2026 Women's Africa Cup of Nations qualification

Tournament details
- Dates: 19 February – 28 October 2025
- Teams: 36 (from 1 confederation)

Tournament statistics
- Matches played: 50
- Goals scored: 131 (2.62 per match)
- Top scorer(s): Ghoutia Karchouni Adèle Kabré Doris Boaduwaa Racheal Kundananji (4 goals each)

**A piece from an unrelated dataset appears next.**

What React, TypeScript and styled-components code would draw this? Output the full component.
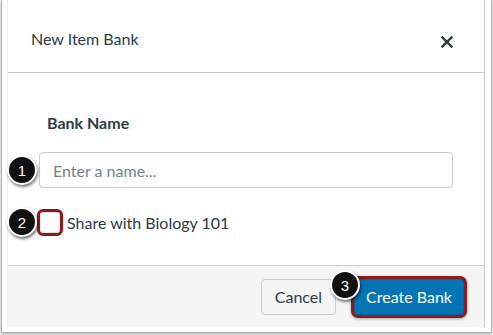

= 2026 Women's Africa Cup of Nations qualification =

The 2026 Women's Africa Cup of Nations qualification was a women's football competition to determine the teams joining the automatically qualified host Morocco in the 2026 Women's Africa Cup of Nations final tournament.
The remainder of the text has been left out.